===== Input data =====

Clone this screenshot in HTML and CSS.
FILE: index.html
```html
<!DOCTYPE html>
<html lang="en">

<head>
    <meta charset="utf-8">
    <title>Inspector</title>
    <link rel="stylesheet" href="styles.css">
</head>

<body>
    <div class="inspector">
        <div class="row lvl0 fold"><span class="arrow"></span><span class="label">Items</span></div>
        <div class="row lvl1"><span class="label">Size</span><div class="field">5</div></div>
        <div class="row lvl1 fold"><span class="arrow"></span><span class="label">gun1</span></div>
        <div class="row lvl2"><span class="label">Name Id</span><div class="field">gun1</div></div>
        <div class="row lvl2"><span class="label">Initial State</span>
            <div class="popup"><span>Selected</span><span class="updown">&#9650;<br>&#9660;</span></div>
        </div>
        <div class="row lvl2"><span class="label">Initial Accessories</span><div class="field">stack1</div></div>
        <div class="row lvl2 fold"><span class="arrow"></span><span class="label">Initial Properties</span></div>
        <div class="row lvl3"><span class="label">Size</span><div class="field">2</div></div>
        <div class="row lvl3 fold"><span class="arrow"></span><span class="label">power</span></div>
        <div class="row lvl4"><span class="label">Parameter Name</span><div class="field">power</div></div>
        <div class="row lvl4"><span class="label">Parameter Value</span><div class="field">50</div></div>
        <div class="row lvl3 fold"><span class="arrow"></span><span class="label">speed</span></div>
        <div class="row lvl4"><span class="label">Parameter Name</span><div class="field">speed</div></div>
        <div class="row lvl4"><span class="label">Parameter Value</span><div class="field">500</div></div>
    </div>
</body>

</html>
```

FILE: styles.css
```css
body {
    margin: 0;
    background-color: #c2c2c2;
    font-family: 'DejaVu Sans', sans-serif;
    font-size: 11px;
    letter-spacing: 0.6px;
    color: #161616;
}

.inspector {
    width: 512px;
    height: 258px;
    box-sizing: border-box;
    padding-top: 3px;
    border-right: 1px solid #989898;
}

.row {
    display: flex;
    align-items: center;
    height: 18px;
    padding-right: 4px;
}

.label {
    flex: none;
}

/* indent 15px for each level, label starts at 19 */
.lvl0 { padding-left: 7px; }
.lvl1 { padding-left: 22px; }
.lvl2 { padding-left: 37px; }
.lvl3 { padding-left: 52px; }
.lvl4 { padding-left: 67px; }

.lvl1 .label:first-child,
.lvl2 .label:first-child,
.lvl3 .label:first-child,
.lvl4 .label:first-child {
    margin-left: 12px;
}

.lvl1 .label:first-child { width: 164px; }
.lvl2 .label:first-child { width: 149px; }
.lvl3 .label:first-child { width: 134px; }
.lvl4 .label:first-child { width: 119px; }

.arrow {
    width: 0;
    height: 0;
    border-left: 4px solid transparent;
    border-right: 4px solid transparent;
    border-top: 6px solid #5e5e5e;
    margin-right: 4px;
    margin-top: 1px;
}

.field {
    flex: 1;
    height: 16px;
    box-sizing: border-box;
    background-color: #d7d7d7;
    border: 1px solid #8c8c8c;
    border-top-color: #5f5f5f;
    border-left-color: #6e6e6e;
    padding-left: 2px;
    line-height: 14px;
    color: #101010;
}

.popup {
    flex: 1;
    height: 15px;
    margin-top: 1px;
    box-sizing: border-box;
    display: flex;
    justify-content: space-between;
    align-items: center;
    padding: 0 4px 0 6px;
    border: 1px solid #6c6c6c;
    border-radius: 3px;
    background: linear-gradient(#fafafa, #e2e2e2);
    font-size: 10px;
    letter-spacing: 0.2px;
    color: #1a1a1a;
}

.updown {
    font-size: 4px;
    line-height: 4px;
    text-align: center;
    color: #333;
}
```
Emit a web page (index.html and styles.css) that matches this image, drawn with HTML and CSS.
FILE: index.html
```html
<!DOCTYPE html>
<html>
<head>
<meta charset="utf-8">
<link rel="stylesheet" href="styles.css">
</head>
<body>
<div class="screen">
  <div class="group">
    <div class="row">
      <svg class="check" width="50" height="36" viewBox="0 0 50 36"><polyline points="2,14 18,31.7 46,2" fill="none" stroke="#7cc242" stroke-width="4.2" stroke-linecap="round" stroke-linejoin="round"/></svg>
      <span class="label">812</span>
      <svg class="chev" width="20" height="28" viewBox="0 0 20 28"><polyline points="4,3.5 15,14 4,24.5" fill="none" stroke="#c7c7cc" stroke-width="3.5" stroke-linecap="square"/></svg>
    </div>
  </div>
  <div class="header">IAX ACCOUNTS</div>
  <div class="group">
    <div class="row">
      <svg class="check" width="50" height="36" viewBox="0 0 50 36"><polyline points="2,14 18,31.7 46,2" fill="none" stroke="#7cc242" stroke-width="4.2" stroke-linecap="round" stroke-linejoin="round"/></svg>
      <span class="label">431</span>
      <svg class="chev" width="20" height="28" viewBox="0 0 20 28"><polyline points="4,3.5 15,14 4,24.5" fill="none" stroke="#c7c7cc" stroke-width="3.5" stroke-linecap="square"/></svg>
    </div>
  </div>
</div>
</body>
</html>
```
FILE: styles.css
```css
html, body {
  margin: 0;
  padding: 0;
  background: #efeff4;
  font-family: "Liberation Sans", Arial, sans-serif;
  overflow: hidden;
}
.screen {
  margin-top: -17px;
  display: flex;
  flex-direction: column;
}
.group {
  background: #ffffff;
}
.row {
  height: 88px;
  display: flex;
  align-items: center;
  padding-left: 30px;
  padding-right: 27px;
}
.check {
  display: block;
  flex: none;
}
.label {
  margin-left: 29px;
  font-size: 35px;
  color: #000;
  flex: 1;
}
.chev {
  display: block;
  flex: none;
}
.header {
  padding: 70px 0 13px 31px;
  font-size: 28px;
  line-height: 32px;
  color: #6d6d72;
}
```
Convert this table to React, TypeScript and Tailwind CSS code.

=====

§ **Directions**
Using the listing above, reproduce each line without omission.

§ **Answer to this problem**
Clone this screenshot in HTML and CSS.
FILE: index.html
```html
<!DOCTYPE html>
<html lang="en">

<head>
    <meta charset="utf-8">
    <title>Inspector</title>
    <link rel="stylesheet" href="styles.css">
</head>

<body>
    <div class="inspector">
        <div class="row lvl0 fold"><span class="arrow"></span><span class="label">Items</span></div>
        <div class="row lvl1"><span class="label">Size</span><div class="field">5</div></div>
        <div class="row lvl1 fold"><span class="arrow"></span><span class="label">gun1</span></div>
        <div class="row lvl2"><span class="label">Name Id</span><div class="field">gun1</div></div>
        <div class="row lvl2"><span class="label">Initial State</span>
            <div class="popup"><span>Selected</span><span class="updown">&#9650;<br>&#9660;</span></div>
        </div>
        <div class="row lvl2"><span class="label">Initial Accessories</span><div class="field">stack1</div></div>
        <div class="row lvl2 fold"><span class="arrow"></span><span class="label">Initial Properties</span></div>
        <div class="row lvl3"><span class="label">Size</span><div class="field">2</div></div>
        <div class="row lvl3 fold"><span class="arrow"></span><span class="label">power</span></div>
        <div class="row lvl4"><span class="label">Parameter Name</span><div class="field">power</div></div>
        <div class="row lvl4"><span class="label">Parameter Value</span><div class="field">50</div></div>
        <div class="row lvl3 fold"><span class="arrow"></span><span class="label">speed</span></div>
        <div class="row lvl4"><span class="label">Parameter Name</span><div class="field">speed</div></div>
        <div class="row lvl4"><span class="label">Parameter Value</span><div class="field">500</div></div>
    </div>
</body>

</html>
```

FILE: styles.css
```css
body {
    margin: 0;
    background-color: #c2c2c2;
    font-family: 'DejaVu Sans', sans-serif;
    font-size: 11px;
    letter-spacing: 0.6px;
    color: #161616;
}

.inspector {
    width: 512px;
    height: 258px;
    box-sizing: border-box;
    padding-top: 3px;
    border-right: 1px solid #989898;
}

.row {
    display: flex;
    align-items: center;
    height: 18px;
    padding-right: 4px;
}

.label {
    flex: none;
}

/* indent 15px for each level, label starts at 19 */
.lvl0 { padding-left: 7px; }
.lvl1 { padding-left: 22px; }
.lvl2 { padding-left: 37px; }
.lvl3 { padding-left: 52px; }
.lvl4 { padding-left: 67px; }

.lvl1 .label:first-child,
.lvl2 .label:first-child,
.lvl3 .label:first-child,
.lvl4 .label:first-child {
    margin-left: 12px;
}

.lvl1 .label:first-child { width: 164px; }
.lvl2 .label:first-child { width: 149px; }
.lvl3 .label:first-child { width: 134px; }
.lvl4 .label:first-child { width: 119px; }

.arrow {
    width: 0;
    height: 0;
    border-left: 4px solid transparent;
    border-right: 4px solid transparent;
    border-top: 6px solid #5e5e5e;
    margin-right: 4px;
    margin-top: 1px;
}

.field {
    flex: 1;
    height: 16px;
    box-sizing: border-box;
    background-color: #d7d7d7;
    border: 1px solid #8c8c8c;
    border-top-color: #5f5f5f;
    border-left-color: #6e6e6e;
    padding-left: 2px;
    line-height: 14px;
    color: #101010;
}

.popup {
    flex: 1;
    height: 15px;
    margin-top: 1px;
    box-sizing: border-box;
    display: flex;
    justify-content: space-between;
    align-items: center;
    padding: 0 4px 0 6px;
    border: 1px solid #6c6c6c;
    border-radius: 3px;
    background: linear-gradient(#fafafa, #e2e2e2);
    font-size: 10px;
    letter-spacing: 0.2px;
    color: #1a1a1a;
}

.updown {
    font-size: 4px;
    line-height: 4px;
    text-align: center;
    color: #333;
}
```
Emit a web page (index.html and styles.css) that matches this image, drawn with HTML and CSS.
FILE: index.html
```html
<!DOCTYPE html>
<html>
<head>
<meta charset="utf-8">
<link rel="stylesheet" href="styles.css">
</head>
<body>
<div class="screen">
  <div class="group">
    <div class="row">
      <svg class="check" width="50" height="36" viewBox="0 0 50 36"><polyline points="2,14 18,31.7 46,2" fill="none" stroke="#7cc242" stroke-width="4.2" stroke-linecap="round" stroke-linejoin="round"/></svg>
      <span class="label">812</span>
      <svg class="chev" width="20" height="28" viewBox="0 0 20 28"><polyline points="4,3.5 15,14 4,24.5" fill="none" stroke="#c7c7cc" stroke-width="3.5" stroke-linecap="square"/></svg>
    </div>
  </div>
  <div class="header">IAX ACCOUNTS</div>
  <div class="group">
    <div class="row">
      <svg class="check" width="50" height="36" viewBox="0 0 50 36"><polyline points="2,14 18,31.7 46,2" fill="none" stroke="#7cc242" stroke-width="4.2" stroke-linecap="round" stroke-linejoin="round"/></svg>
      <span class="label">431</span>
      <svg class="chev" width="20" height="28" viewBox="0 0 20 28"><polyline points="4,3.5 15,14 4,24.5" fill="none" stroke="#c7c7cc" stroke-width="3.5" stroke-linecap="square"/></svg>
    </div>
  </div>
</div>
</body>
</html>
```
FILE: styles.css
```css
html, body {
  margin: 0;
  padding: 0;
  background: #efeff4;
  font-family: "Liberation Sans", Arial, sans-serif;
  overflow: hidden;
}
.screen {
  margin-top: -17px;
  display: flex;
  flex-direction: column;
}
.group {
  background: #ffffff;
}
.row {
  height: 88px;
  display: flex;
  align-items: center;
  padding-left: 30px;
  padding-right: 27px;
}
.check {
  display: block;
  flex: none;
}
.label {
  margin-left: 29px;
  font-size: 35px;
  color: #000;
  flex: 1;
}
.chev {
  display: block;
  flex: none;
}
.header {
  padding: 70px 0 13px 31px;
  font-size: 28px;
  line-height: 32px;
  color: #6d6d72;
}
```
Convert this table to React, TypeScript and Tailwind CSS code.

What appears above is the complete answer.